Night-scented stock. Photograph: Howard Rice/Getty Images
After a slightly boozy reception at the Chelsea Flower Show last month, a couple of colleagues and I found ourselves wandering the show after dark. We had the grounds almost to ourselves, save for the maintenance teams and the stragglers still clutching tilted champagne glasses.
Once we had walked the darkening gardens the tent drew us into its brightly lit interior. As we moved from stand to stand the atmosphere shifted distinctly and I soon came to realise it was as much to do with the perfume as it was the intensively huddled plant collections. Clouds of rose, lily or strawberry hovered in the vicinity of their host exhibit and the smell of turf provided the interlude to this surreal experience.
We all know that smell is one of the most evocative of the senses. In a garden it can also be transporting, taking you back in time or better still putting you right in the moment.
Night-scented plants release their perfume in an effort to attract nocturnal insects and I like them particularly for that extra layer that they bring to a garden after night-fall.

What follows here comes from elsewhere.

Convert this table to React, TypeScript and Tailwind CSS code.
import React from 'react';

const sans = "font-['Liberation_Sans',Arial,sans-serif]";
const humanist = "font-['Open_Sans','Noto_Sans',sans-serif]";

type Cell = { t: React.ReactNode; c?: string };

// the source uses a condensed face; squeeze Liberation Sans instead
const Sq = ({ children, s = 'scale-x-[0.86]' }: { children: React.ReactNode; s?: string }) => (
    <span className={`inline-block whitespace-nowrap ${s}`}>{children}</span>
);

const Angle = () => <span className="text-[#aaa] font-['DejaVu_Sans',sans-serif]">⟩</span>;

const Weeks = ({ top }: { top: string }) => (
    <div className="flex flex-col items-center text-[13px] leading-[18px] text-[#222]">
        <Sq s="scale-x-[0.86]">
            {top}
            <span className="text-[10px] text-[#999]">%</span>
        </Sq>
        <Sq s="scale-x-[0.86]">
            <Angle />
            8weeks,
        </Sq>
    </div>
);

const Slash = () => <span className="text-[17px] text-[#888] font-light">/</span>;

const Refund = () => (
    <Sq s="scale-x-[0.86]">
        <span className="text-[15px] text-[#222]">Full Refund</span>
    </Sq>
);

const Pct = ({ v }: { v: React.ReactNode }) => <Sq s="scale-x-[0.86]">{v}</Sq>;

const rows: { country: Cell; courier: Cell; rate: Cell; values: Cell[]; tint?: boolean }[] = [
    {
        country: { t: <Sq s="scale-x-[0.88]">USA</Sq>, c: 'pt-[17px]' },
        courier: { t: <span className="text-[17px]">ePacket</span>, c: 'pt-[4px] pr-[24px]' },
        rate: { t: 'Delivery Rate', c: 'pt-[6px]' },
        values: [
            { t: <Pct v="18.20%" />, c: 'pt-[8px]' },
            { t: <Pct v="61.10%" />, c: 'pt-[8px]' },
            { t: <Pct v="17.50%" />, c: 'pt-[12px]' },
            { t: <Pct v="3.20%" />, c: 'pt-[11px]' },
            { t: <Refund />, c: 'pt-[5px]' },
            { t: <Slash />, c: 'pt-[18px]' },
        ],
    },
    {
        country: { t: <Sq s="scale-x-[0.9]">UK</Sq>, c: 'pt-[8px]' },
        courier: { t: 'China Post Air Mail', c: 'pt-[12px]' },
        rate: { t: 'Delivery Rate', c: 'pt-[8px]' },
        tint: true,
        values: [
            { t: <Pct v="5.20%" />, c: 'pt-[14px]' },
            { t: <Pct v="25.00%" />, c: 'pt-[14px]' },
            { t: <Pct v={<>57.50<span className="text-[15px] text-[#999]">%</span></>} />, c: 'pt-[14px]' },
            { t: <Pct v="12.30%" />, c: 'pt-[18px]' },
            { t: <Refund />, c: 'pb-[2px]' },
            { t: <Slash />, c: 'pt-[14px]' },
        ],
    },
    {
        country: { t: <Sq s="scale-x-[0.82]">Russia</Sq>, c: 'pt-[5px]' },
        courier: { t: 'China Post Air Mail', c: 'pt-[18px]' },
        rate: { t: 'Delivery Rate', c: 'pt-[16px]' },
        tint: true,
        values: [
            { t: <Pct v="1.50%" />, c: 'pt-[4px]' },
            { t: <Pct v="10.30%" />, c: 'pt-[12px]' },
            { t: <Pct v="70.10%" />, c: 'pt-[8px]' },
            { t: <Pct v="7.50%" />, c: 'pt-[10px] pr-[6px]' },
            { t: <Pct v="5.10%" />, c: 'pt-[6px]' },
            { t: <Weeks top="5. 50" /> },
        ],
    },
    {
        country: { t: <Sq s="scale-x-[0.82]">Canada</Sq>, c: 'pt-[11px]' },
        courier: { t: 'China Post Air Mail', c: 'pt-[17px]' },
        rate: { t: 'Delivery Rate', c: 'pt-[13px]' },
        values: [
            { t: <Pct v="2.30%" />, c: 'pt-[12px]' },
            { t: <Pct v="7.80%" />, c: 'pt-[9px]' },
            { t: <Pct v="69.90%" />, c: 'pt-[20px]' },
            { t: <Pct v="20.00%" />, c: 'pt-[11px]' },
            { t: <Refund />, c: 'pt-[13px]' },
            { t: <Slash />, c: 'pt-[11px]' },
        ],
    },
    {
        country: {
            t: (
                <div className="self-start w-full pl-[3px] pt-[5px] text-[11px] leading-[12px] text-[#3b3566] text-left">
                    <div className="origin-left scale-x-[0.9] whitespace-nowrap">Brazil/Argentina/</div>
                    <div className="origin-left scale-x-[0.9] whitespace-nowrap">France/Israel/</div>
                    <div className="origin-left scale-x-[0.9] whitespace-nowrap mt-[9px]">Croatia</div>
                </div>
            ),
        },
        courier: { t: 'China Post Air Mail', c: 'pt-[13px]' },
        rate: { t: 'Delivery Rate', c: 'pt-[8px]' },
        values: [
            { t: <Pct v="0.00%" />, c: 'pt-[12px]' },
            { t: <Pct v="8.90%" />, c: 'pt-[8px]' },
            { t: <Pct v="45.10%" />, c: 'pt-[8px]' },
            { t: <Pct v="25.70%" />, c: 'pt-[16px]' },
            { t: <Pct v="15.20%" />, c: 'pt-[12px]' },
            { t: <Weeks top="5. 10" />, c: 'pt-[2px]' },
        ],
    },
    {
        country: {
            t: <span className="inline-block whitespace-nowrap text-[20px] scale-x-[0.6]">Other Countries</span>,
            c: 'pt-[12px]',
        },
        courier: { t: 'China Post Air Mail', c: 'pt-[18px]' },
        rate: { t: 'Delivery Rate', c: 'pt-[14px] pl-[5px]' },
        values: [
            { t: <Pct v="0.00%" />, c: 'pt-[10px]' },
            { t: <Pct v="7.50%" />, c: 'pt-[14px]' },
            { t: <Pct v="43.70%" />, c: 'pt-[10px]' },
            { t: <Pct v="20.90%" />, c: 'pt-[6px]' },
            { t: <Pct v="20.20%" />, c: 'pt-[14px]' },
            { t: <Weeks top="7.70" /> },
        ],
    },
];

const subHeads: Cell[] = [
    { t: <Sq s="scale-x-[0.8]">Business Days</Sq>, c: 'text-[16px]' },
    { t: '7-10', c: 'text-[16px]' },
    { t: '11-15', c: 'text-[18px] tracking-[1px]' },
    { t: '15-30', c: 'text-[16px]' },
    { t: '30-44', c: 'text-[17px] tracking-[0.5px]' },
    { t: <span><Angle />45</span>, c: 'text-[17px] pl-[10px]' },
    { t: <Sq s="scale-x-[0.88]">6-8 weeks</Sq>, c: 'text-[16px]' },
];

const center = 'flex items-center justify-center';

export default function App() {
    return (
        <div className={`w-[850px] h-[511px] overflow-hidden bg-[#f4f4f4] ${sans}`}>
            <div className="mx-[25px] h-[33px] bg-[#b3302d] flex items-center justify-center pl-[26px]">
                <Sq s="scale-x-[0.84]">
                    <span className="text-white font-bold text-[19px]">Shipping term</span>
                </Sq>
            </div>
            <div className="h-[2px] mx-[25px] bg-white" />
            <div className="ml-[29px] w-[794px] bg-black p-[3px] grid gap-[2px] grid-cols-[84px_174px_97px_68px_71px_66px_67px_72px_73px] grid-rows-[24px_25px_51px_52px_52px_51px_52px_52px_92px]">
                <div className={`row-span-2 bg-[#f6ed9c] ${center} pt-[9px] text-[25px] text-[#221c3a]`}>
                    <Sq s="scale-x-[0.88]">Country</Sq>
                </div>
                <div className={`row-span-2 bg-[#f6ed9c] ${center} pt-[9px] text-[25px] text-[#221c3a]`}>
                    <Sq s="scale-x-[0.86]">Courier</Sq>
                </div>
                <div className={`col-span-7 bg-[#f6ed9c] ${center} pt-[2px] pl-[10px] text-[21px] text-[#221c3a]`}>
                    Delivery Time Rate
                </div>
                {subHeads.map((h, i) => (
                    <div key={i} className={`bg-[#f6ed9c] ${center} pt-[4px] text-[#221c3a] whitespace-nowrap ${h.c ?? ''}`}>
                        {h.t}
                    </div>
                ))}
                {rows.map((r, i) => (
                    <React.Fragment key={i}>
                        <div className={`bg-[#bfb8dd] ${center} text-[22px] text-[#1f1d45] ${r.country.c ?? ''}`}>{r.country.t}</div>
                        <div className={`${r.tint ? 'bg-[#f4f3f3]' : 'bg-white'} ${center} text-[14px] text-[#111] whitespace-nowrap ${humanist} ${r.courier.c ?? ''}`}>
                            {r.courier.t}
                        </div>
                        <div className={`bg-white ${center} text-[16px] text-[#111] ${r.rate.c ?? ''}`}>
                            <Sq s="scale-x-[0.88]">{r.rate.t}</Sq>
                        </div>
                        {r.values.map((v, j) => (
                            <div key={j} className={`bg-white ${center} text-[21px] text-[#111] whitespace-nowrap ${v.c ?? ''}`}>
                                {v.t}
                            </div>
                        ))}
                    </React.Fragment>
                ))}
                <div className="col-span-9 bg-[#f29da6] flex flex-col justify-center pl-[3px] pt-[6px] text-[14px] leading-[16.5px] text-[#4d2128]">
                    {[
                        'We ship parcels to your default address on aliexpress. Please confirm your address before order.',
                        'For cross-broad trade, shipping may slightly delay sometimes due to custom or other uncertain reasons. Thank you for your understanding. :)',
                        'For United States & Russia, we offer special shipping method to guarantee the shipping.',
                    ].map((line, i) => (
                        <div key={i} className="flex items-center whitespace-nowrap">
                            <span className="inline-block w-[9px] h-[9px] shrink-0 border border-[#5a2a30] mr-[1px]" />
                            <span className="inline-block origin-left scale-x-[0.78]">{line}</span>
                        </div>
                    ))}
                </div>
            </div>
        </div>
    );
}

Arriving home after Chelsea, we were greeted by the smell of a stock as the car doors swung open. We think the plant came here on the boot of a friend, trodden from their garden to ours. A solitary plant has provided such riches: indeed the perfume is powerful enough to jump the hedge or to sweeten a room as a posy. The headiness is reminiscent of talc and grandmothers’ bedrooms as I remember them, but despite its strength it is never overpowering.
Matthiola perennis “Alba” is a biennial or a short-lived perennial. Grow it from seed in spring or early summer and you will have a flowering plant the following spring. The original plant came from Special Plants, a nursery whose owner, Derry Watkins, has an eye. Though it is special, it is not hard to grow as long as it has a sunny, free-draining position.
It will start to flower in April and by the time it has peaked, in late May, it will be covered in ripening seedpods. Save a few for scattering in a suitable new position on the edge of things where there is light and air, and rip out the parent plant at the end of the second season. You will find it has seeded itself if it likes you and seedlings can be lifted and grown in a pot so you can give them to friends or bring them into the house.
Matthiola perennis “Alba” is a far better plant than night-scented stock because it is perfumed in the day as well as by night, but a packet of Matthiola longipetala is always worth having in the drawer to sow at the base of pots close by the house.
Sow night-scented stock at three-weekly intervals throughout the summer, as flowering plants are in season for about three weeks before they go to seed. Seed to flower is usually about six to eight weeks, so sow now for the summer holidays and the expectation that night-time will bring magic.